Nec longum tempus, et ingens

Exiit ad cælum ramis felicibus arbos,
Miraturque novos frondeis, et non sua poma."

Such are, my Lords, the grounds whereon I venture to maintain, and whereto I look for proof, that the chartered rights of a Doctor of Law lawfully create to exercise his profession in the church's spiritual courts, is in no wise limited or restrained by the church's laws.

It is, my Lords, in these laws as established by our ancestors, and as confirmed by the statutes of Hen.
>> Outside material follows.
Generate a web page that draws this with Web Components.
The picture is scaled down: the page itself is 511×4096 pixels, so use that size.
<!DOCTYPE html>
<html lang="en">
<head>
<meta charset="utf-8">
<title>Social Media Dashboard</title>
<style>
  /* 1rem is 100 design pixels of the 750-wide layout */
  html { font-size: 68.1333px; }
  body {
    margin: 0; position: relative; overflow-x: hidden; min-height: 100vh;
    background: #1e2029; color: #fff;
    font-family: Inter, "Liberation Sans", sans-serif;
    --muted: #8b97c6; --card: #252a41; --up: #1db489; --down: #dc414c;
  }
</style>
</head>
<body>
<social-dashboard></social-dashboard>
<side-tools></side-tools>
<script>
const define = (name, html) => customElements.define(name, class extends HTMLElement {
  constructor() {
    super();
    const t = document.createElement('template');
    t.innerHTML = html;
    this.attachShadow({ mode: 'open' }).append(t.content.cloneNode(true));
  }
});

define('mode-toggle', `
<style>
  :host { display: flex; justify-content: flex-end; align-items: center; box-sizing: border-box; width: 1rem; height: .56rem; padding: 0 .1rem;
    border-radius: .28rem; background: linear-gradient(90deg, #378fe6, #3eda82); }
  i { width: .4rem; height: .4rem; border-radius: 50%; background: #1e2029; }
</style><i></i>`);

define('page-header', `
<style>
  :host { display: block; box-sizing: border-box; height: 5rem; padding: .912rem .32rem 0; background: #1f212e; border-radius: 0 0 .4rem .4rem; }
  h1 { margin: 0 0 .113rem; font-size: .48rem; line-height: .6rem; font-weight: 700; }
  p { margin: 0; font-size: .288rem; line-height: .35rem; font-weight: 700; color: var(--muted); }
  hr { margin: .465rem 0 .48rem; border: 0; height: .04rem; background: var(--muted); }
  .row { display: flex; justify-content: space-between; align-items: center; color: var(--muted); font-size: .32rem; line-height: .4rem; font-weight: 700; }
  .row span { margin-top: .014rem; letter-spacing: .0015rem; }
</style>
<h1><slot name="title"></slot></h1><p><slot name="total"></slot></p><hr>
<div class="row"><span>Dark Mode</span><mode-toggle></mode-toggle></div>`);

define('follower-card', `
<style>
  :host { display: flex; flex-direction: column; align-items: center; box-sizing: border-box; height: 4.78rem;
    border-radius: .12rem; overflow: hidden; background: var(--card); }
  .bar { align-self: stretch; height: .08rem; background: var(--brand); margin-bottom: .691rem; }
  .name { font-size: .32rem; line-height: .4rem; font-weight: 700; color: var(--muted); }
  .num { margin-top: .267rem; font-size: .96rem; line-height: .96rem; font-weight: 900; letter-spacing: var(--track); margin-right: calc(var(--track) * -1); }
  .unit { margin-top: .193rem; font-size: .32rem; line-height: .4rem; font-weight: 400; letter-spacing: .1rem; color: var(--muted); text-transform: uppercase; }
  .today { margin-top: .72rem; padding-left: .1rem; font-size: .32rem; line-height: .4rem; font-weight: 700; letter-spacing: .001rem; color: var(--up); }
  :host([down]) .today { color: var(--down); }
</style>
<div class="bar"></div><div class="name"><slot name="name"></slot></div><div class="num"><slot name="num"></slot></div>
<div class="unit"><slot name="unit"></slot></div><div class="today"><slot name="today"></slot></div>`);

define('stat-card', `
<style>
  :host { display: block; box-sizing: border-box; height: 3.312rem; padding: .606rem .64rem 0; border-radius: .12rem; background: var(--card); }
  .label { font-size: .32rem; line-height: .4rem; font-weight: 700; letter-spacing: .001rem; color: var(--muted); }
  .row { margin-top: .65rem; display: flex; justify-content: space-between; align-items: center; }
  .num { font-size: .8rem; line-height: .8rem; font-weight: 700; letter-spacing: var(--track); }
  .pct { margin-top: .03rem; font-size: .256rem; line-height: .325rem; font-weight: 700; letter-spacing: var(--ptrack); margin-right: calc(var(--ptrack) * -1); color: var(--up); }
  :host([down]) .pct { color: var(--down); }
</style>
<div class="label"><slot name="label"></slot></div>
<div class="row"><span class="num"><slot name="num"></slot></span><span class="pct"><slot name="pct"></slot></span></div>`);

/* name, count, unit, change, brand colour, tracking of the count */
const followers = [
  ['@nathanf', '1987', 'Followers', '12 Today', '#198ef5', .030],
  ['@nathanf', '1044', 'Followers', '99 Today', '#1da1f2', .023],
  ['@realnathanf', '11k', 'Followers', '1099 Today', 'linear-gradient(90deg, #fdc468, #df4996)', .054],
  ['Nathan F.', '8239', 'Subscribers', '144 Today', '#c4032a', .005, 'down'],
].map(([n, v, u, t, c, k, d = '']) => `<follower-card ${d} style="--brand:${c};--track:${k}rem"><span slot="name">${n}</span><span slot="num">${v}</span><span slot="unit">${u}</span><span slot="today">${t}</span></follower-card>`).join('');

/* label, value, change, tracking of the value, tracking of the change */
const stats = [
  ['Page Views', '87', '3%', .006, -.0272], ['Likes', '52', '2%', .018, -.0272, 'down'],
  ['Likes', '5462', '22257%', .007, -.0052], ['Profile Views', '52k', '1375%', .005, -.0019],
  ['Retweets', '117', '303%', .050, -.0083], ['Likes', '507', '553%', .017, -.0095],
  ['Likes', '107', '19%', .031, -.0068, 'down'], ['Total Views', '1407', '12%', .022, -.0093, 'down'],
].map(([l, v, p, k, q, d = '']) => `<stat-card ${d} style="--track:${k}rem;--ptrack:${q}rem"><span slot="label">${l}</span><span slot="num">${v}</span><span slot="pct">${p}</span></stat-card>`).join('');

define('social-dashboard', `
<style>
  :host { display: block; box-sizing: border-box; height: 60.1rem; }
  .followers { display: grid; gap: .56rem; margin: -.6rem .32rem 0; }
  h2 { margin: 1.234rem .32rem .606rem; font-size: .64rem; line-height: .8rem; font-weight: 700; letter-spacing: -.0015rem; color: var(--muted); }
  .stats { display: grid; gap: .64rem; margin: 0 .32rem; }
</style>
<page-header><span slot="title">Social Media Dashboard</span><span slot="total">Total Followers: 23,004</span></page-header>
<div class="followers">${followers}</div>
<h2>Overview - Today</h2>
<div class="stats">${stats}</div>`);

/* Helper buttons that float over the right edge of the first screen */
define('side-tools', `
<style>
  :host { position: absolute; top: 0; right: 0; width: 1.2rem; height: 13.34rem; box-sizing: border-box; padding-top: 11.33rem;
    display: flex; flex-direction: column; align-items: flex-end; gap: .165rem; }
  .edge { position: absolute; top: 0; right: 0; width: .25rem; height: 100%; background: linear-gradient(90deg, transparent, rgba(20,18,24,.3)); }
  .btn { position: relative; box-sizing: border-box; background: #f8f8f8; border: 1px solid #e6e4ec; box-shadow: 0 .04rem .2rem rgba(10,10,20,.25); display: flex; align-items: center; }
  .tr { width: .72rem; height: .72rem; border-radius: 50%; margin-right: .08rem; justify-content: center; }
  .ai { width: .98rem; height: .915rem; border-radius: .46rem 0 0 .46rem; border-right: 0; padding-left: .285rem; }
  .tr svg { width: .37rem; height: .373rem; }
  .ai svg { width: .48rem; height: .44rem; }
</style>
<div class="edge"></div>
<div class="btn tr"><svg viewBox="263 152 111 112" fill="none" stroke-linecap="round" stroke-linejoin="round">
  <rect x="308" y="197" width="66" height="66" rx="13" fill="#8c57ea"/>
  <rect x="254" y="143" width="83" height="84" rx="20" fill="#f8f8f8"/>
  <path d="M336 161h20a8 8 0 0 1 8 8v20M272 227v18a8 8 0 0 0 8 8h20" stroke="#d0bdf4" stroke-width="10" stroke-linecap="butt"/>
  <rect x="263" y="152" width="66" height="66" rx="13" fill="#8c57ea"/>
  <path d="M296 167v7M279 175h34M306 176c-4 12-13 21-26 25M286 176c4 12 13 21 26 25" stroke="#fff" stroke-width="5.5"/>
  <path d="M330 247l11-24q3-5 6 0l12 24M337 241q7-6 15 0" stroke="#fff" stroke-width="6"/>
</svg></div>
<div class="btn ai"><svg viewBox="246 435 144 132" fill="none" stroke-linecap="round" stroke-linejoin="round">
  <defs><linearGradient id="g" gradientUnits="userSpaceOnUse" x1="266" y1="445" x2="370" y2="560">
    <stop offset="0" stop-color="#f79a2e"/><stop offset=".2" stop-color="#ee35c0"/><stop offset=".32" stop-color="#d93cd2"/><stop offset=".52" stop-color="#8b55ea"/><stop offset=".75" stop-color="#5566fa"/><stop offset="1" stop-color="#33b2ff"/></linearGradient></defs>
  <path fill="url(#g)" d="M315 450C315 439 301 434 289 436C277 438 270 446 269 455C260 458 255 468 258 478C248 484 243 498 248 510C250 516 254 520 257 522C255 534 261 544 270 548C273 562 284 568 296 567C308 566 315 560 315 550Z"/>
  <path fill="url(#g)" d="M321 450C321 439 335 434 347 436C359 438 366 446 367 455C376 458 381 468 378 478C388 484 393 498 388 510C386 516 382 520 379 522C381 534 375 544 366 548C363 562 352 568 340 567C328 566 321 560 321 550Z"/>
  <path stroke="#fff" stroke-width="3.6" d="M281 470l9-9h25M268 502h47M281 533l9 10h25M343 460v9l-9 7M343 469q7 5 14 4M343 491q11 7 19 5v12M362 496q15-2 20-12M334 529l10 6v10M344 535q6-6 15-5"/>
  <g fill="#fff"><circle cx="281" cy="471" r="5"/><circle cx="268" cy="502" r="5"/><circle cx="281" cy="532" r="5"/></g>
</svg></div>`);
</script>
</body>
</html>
VIII. and Queen Eliz. that, I humbly conceive, we are to study the polity of our church, and the ordinances made for the regulation of its discipline. "Forma regiminis constituta olim fuit, ad conservationem doctrinæ Christianæ, non ad perturbationem reipublicæ; quæ, sine discrimine ipsius religionis, contingere vix potest."

By no means, with deference I venture to assert, can it be reconciled or rendered consonant with the spirit of British justice, that from these laws, remaining as the law of our church still in force, a principle should be drawn which is contained neither in their letter nor in their spirit, and that the principle (thus wrongly assumed) should be so applied as is now attempted.- -On the contrary, it will, I trust, to the wisdom and justice of your Lordships appear, that my claim as a Doctor and Professor of Civil Law, is a just and a founded claim; that, in right of this degree and qualification, I am, either as a clergyman (and as such both canonically and legally qualified) or as a layman, under the toleration granted by stat. Hen. VIII. to the laity, entitled to admission into these ecclesiastical courts as a "spiritual officer and minister," and into this chartered Society, as a member of the same.

Resting my claim and my cause, with implicit confidence in the high wisdom, and the impartial justice of your Lordships, I conclude this inadequate and imperfect Address in the words of one, as cited from another learned Canonist :

"Id submittens correctioni et determinationi tam Canonum Ecclesiasticorum, quam Statuorum, Jurumque Publicè Forensium et Secularium, et Cujuslibet meliùs sentientis, Protestans, quòd si in præsenti sermone de lapsu calami, aut inadvertentia, vel forte ex ignorantia aliqua jam scripsero, id præter intentionem scribere me contigerit: Si etiam aliqua scripsero, quæ errorem saperent, aut male sonarent, illa ex nunc revoco, et volo haberi pro non scriptis ; Determinationibusque Ecclesiæ Anglicanæ, et dicti Juris Forensis Oraculis semper et in omnibus volo stare. Et hanc Protestationem volo pro repetita haberi in quolibet Dictorum meorum, et etiam condicendorum, ut si reprobentur dicta, Actor non propter hoc reprobetur."